Proving a directed analogue of the Gyárfás-Sumner conjecture for orientations of P4

Abstract

An oriented graph is a digraph that does not contain a directed cycle of length two. An (oriented) graph $D$ is \emph{$H$-free} if $D$ does not contain $H$ as an induced sub(di)graph. The Gyárfás-Sumner conjecture is a widely-open conjecture on simple graphs, which states that for any forest $F$, there is some function $f$ such that every $F$-free graph $G$ with clique number $\omega(G)$ has chromatic number at most $f(\omega(G))$. Aboulker, Charbit, and Naserasr [Extension of Gyárfás-Sumner Conjecture to Digraphs; E-JC 2021] proposed an analogue of this conjecture to the dichromatic number of oriented graphs. The \emph{dichromatic number} of a digraph $D$ is the minimum number of colors required to color the vertex set of $D$ so that no directed cycle in $D$ is monochromatic.
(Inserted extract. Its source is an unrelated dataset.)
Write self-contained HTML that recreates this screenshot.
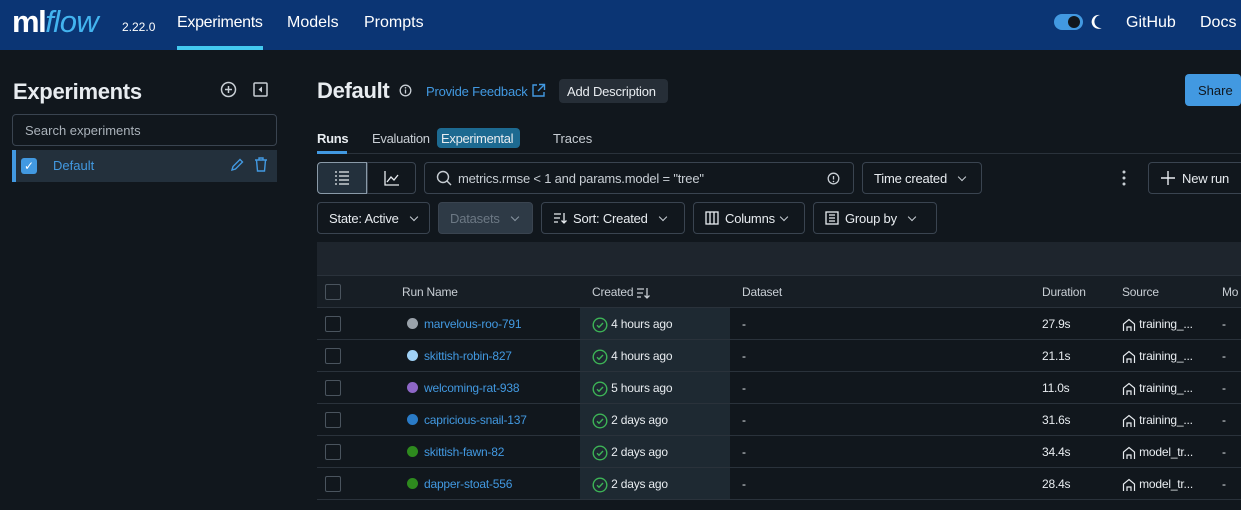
<!DOCTYPE html>
<html><head><style>
*{box-sizing:border-box;margin:0;padding:0}
body{width:1241px;height:510px;overflow:hidden;background:#11171d;font-family:"Liberation Sans",sans-serif;color:#e8ecf0;position:relative;font-size:13px}
.a{position:absolute}
.hdr{left:0;top:0;width:1241px;height:50px;background:#0b3574}
.btn{position:absolute;border:1px solid #3a4450;border-radius:4px;height:32px;display:flex;align-items:center;padding:0 11px;font-size:13px;color:#e8ecf0;gap:6px;letter-spacing:-0.2px}
.chev{width:6px;height:6px;border-right:1.2px solid #c8ced4;border-bottom:1.2px solid #c8ced4;transform:rotate(45deg);margin:-3px 0 0 6px}
.row{position:absolute;left:317px;width:924px;height:32px;border-bottom:1px solid #2a323b}
.cb{position:absolute;left:8px;top:8px;width:16px;height:16px;border:1px solid #4a545e;border-radius:2px}
.cell{position:absolute;top:0;height:32px;line-height:32px;font-size:12px;letter-spacing:-0.2px;white-space:nowrap}
.dot{display:inline-block;width:11px;height:11px;border-radius:50%;vertical-align:-1px;margin-right:6px;margin-left:5px}
svg{vertical-align:middle}
</style></head><body>
<div class="a hdr"></div>
<div class="a" style="left:12px;top:4px;font-size:31px;font-weight:bold;color:#fff;letter-spacing:-1.5px">ml<span style="color:#43b4ef;font-style:italic;font-weight:normal;letter-spacing:-0.5px">flow</span></div>
<div class="a" style="left:122px;top:20px;font-size:12px;color:#fff">2.22.0</div>
<div class="a" style="left:177px;top:14px;font-size:16px;color:#fff;letter-spacing:-0.3px">Experiments</div>
<div class="a" style="left:177px;top:46px;width:86px;height:4px;background:#43c9ef"></div>
<div class="a" style="left:287px;top:14px;font-size:16px;color:#fff">Models</div>
<div class="a" style="left:364px;top:14px;font-size:16px;color:#fff">Prompts</div>
<div class="a" style="left:1054px;top:14px;width:29px;height:16px;border-radius:8px;background:#4299e1"></div>
<div class="a" style="left:1068px;top:16px;width:12px;height:12px;border-radius:50%;background:#11171d"></div>
<svg class="a" style="left:1090px;top:14px" width="14" height="16" viewBox="0 0 14 16"><path d="M10 1A7 7 0 1 0 12 14A6 6 0 0 1 10 1Z" fill="#fff"/></svg>
<div class="a" style="left:1126px;top:14px;font-size:16px;color:#fff">GitHub</div>
<div class="a" style="left:1200px;top:14px;font-size:16px;color:#fff">Docs</div>

<div class="a" style="left:13px;top:79px;font-size:22px;font-weight:bold;letter-spacing:-0.3px">Experiments</div>
<svg class="a" style="left:220px;top:81px" width="17" height="17"><circle cx="8.5" cy="8.5" r="7" fill="none" stroke="#c8ced4" stroke-width="1.5"/><path d="M8.5 5v7M5 8.5h7" stroke="#c8ced4" stroke-width="1.5"/></svg>
<svg class="a" style="left:253px;top:82px" width="16" height="16"><rect x="1" y="1" width="13" height="13" fill="none" stroke="#c8ced4" stroke-width="1.5" rx="1"/><path d="M9 4.5v6L5.5 7.5z" fill="#c8ced4"/></svg>
<div class="a" style="left:12px;top:114px;width:265px;height:32px;border:1px solid #3a4450;border-radius:4px;padding:8px 12px;color:#aab2ba;font-size:13px">Search experiments</div>
<div class="a" style="left:12px;top:150px;width:265px;height:32px;background:#23303c;border-left:4px solid #4299e1"></div>
<div class="a" style="left:21px;top:158px;width:16px;height:16px;background:#4299e1;border-radius:3px;color:#fff;font-size:12px;text-align:center;line-height:16px">✓</div>
<div class="a" style="left:53px;top:158px;color:#4299e1;font-size:13px">Default</div>
<svg class="a" style="left:229px;top:157px" width="16" height="16"><path d="M3 13l1-3.5 7-7 2.5 2.5-7 7z" fill="none" stroke="#4299e1" stroke-width="1.4"/></svg>
<svg class="a" style="left:253px;top:156px" width="16" height="17"><path d="M2 4h12M6 4V2h4v2M3.5 4l1 11h7l1-11" fill="none" stroke="#4299e1" stroke-width="1.4"/></svg>

<div class="a" style="left:317px;top:78px;font-size:22px;font-weight:bold;letter-spacing:-0.3px">Default</div>
<svg class="a" style="left:399px;top:84px" width="13" height="13"><circle cx="6.5" cy="6.5" r="5.3" fill="none" stroke="#c8ced4" stroke-width="1.3"/><path d="M6.5 5.5v4" stroke="#c8ced4" stroke-width="1.3"/><circle cx="6.5" cy="3.8" r=".8" fill="#c8ced4"/></svg>
<div class="a" style="left:426px;top:84px;color:#4299e1;font-size:13px;letter-spacing:-0.2px">Provide Feedback</div>
<svg class="a" style="left:531px;top:83px" width="15" height="15"><path d="M6 2H2v11h11V9M8 1.5h5.5V7M13.5 1.5L7 8" fill="none" stroke="#4299e1" stroke-width="1.4"/></svg>
<div class="a" style="left:559px;top:79px;width:109px;height:24px;background:#262e37;border-radius:4px;font-size:13px;padding:5px 8px;letter-spacing:-0.2px">Add Description</div>
<div class="a" style="left:1185px;top:74px;width:56px;height:32px;background:#4299e1;border-radius:4px;color:#11171d;font-size:13px;padding:9px 13px">Share</div>

<div class="a" style="left:317px;top:153px;width:924px;height:1px;background:#2a323b"></div>
<div class="a" style="left:317px;top:131px;font-weight:bold;font-size:13px;letter-spacing:-0.3px">Runs</div>
<div class="a" style="left:317px;top:151px;width:30px;height:3px;background:#4299e1"></div>
<div class="a" style="left:372px;top:131px;color:#c8ced4;letter-spacing:-0.3px">Evaluation</div>
<div class="a" style="left:437px;top:128px;width:83px;height:20px;background:#1d6a91;border-radius:4px;padding:3px 4px;color:#e8ecf0;letter-spacing:-0.3px">Experimental</div>
<div class="a" style="left:553px;top:131px;color:#c8ced4">Traces</div>

<div class="a" style="left:317px;top:162px;width:50px;height:32px;border:1px solid #8a9aa8;border-radius:4px 0 0 4px;background:#23303c"></div>
<svg class="a" style="left:334px;top:170px" width="16" height="16"><path d="M1 2h2M5 2h10M1 6h2M5 6h10M1 10h2M5 10h10M1 14h2M5 14h10" stroke="#e8ecf0" stroke-width="1.3"/></svg>
<div class="a" style="left:367px;top:162px;width:49px;height:32px;border:1px solid #3a4450;border-radius:0 4px 4px 0"></div>
<svg class="a" style="left:384px;top:170px" width="16" height="16"><path d="M1 1v14h14M3 12l4-5 3 3 4-5" fill="none" stroke="#e8ecf0" stroke-width="1.3"/></svg>
<div class="btn" style="left:424px;top:162px;width:430px;color:#c8ced4"><svg width="16" height="16"><circle cx="7" cy="7" r="5.5" fill="none" stroke="#c8ced4" stroke-width="1.4"/><path d="M11 11l4 4" stroke="#c8ced4" stroke-width="1.4"/></svg>metrics.rmse &lt; 1 and params.model = "tree"<svg style="position:absolute;right:13px" width="13" height="13"><circle cx="6.5" cy="6.5" r="5.3" fill="none" stroke="#c8ced4" stroke-width="1.3"/><path d="M6.5 4v3.5" stroke="#c8ced4" stroke-width="1.3"/><circle cx="6.5" cy="9.5" r=".8" fill="#c8ced4"/></svg></div>
<div class="btn" style="left:862px;top:162px;width:120px">Time created <span class="chev"></span></div>
<svg class="a" style="left:1121px;top:170px" width="6" height="16"><circle cx="3" cy="2" r="1.5" fill="#c8ced4"/><circle cx="3" cy="8" r="1.5" fill="#c8ced4"/><circle cx="3" cy="14" r="1.5" fill="#c8ced4"/></svg>
<div class="btn" style="left:1148px;top:162px;width:100px"><svg width="16" height="16"><path d="M8 1v14M1 8h14" stroke="#e8ecf0" stroke-width="1.4"/></svg>New run</div>

<div class="btn" style="left:317px;top:202px;width:113px">State: Active <span class="chev"></span></div>
<div class="btn" style="left:438px;top:202px;width:95px;background:#2e3a46;color:#6c7884">Datasets <span class="chev" style="border-color:#8a96a2"></span></div>
<div class="btn" style="left:541px;top:202px;width:144px"><svg width="14" height="14"><path d="M1 3h7M1 7h6M1 11h4M11 2v10M8.5 9.5L11 12l2.5-2.5" fill="none" stroke="#e8ecf0" stroke-width="1.3"/></svg>Sort: Created <span class="chev"></span></div>
<div class="btn" style="left:693px;top:202px;width:112px"><svg width="14" height="14"><rect x="1" y="1" width="12" height="12" fill="none" stroke="#e8ecf0" stroke-width="1.3"/><path d="M5 1v12M9 1v12" stroke="#e8ecf0" stroke-width="1.3"/></svg>Columns<span class="chev" style="margin-left:0"></span></div>
<div class="btn" style="left:813px;top:202px;width:124px"><svg width="14" height="14"><rect x="1" y="1" width="12" height="12" fill="none" stroke="#e8ecf0" stroke-width="1.3"/><path d="M4 4h6M4 7h6M4 10h6" stroke="#e8ecf0" stroke-width="1.2"/></svg>Group by <span class="chev"></span></div>

<div class="a" style="left:317px;top:242px;width:924px;height:34px;background:#1e252d;border-bottom:1px solid #2a323b"></div>
<div class="a" style="left:580px;top:308px;width:150px;height:192px;background:#1e2932"></div>
<div class="row" style="top:276px;background:#171e25"><div class="cb"></div>
<div class="cell" style="left:85px;color:#c8ced4">Run Name</div><div class="cell" style="left:275px;color:#c8ced4">Created <svg width="14" height="14"><path d="M1 3h7M1 7h6M1 11h4M11 2v10M8.5 9.5L11 12l2.5-2.5" fill="none" stroke="#c8ced4" stroke-width="1.3"/></svg></div><div class="cell" style="left:425px;color:#c8ced4">Dataset</div><div class="cell" style="left:725px;color:#c8ced4">Duration</div><div class="cell" style="left:805px;color:#c8ced4">Source</div><div class="cell" style="left:905px;color:#c8ced4">Mo</div></div>

<div class="row" style="top:308px"><div class="cb"></div><div class="cell" style="left:85px;color:#4299e1"><span class="dot" style="background:#9aa2aa"></span>marvelous-roo-791</div><div class="cell" style="left:275px"><svg width="16" height="16"><circle cx="8" cy="8" r="6.8" fill="none" stroke="#3db356" stroke-width="1.4"/><path d="M5 8.2l2 2 4-4.2" fill="none" stroke="#3db356" stroke-width="1.4"/></svg> 4 hours ago</div><div class="cell" style="left:425px">-</div><div class="cell" style="left:725px">27.9s</div><div class="cell" style="left:805px"><svg width="14" height="14"><path d="M1.5 13V6L7 1.5 12.5 6v7M5 13V9h4v4" fill="none" stroke="#e8ecf0" stroke-width="1.2"/></svg> training_...</div><div class="cell" style="left:905px">-</div></div>
<div class="row" style="top:340px"><div class="cb"></div><div class="cell" style="left:85px;color:#4299e1"><span class="dot" style="background:#9fd0f5"></span>skittish-robin-827</div><div class="cell" style="left:275px"><svg width="16" height="16"><circle cx="8" cy="8" r="6.8" fill="none" stroke="#3db356" stroke-width="1.4"/><path d="M5 8.2l2 2 4-4.2" fill="none" stroke="#3db356" stroke-width="1.4"/></svg> 4 hours ago</div><div class="cell" style="left:425px">-</div><div class="cell" style="left:725px">21.1s</div><div class="cell" style="left:805px"><svg width="14" height="14"><path d="M1.5 13V6L7 1.5 12.5 6v7M5 13V9h4v4" fill="none" stroke="#e8ecf0" stroke-width="1.2"/></svg> training_...</div><div class="cell" style="left:905px">-</div></div>
<div class="row" style="top:372px"><div class="cb"></div><div class="cell" style="left:85px;color:#4299e1"><span class="dot" style="background:#8e67c7"></span>welcoming-rat-938</div><div class="cell" style="left:275px"><svg width="16" height="16"><circle cx="8" cy="8" r="6.8" fill="none" stroke="#3db356" stroke-width="1.4"/><path d="M5 8.2l2 2 4-4.2" fill="none" stroke="#3db356" stroke-width="1.4"/></svg> 5 hours ago</div><div class="cell" style="left:425px">-</div><div class="cell" style="left:725px">11.0s</div><div class="cell" style="left:805px"><svg width="14" height="14"><path d="M1.5 13V6L7 1.5 12.5 6v7M5 13V9h4v4" fill="none" stroke="#e8ecf0" stroke-width="1.2"/></svg> training_...</div><div class="cell" style="left:905px">-</div></div>
<div class="row" style="top:404px"><div class="cb"></div><div class="cell" style="left:85px;color:#4299e1"><span class="dot" style="background:#2a7bc7"></span>capricious-snail-137</div><div class="cell" style="left:275px"><svg width="16" height="16"><circle cx="8" cy="8" r="6.8" fill="none" stroke="#3db356" stroke-width="1.4"/><path d="M5 8.2l2 2 4-4.2" fill="none" stroke="#3db356" stroke-width="1.4"/></svg> 2 days ago</div><div class="cell" style="left:425px">-</div><div class="cell" style="left:725px">31.6s</div><div class="cell" style="left:805px"><svg width="14" height="14"><path d="M1.5 13V6L7 1.5 12.5 6v7M5 13V9h4v4" fill="none" stroke="#e8ecf0" stroke-width="1.2"/></svg> training_...</div><div class="cell" style="left:905px">-</div></div>
<div class="row" style="top:436px"><div class="cb"></div><div class="cell" style="left:85px;color:#4299e1"><span class="dot" style="background:#2e8a1e"></span>skittish-fawn-82</div><div class="cell" style="left:275px"><svg width="16" height="16"><circle cx="8" cy="8" r="6.8" fill="none" stroke="#3db356" stroke-width="1.4"/><path d="M5 8.2l2 2 4-4.2" fill="none" stroke="#3db356" stroke-width="1.4"/></svg> 2 days ago</div><div class="cell" style="left:425px">-</div><div class="cell" style="left:725px">34.4s</div><div class="cell" style="left:805px"><svg width="14" height="14"><path d="M1.5 13V6L7 1.5 12.5 6v7M5 13V9h4v4" fill="none" stroke="#e8ecf0" stroke-width="1.2"/></svg> model_tr...</div><div class="cell" style="left:905px">-</div></div>
<div class="row" style="top:468px"><div class="cb"></div><div class="cell" style="left:85px;color:#4299e1"><span class="dot" style="background:#2e8a1e"></span>dapper-stoat-556</div><div class="cell" style="left:275px"><svg width="16" height="16"><circle cx="8" cy="8" r="6.8" fill="none" stroke="#3db356" stroke-width="1.4"/><path d="M5 8.2l2 2 4-4.2" fill="none" stroke="#3db356" stroke-width="1.4"/></svg> 2 days ago</div><div class="cell" style="left:425px">-</div><div class="cell" style="left:725px">28.4s</div><div class="cell" style="left:805px"><svg width="14" height="14"><path d="M1.5 13V6L7 1.5 12.5 6v7M5 13V9h4v4" fill="none" stroke="#e8ecf0" stroke-width="1.2"/></svg> model_tr...</div><div class="cell" style="left:905px">-</div></div>
</body></html>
Aboulker, Charbit, and Naserasr's $\dichi$-boundedness conjecture states that for every oriented forest $F$, there is some function $f$ such that every $F$-free oriented graph $D$ has dichromatic number at most $f(\omega(D))$, where $\omega(D)$ is the size of a maximum clique in the graph underlying $D$. In this paper, we perform the first step towards proving Aboulker, Charbit, and Naserasr's $\dichi$-boundedness conjecture by showing that it holds when $F$ is any orientation of a path on four vertices.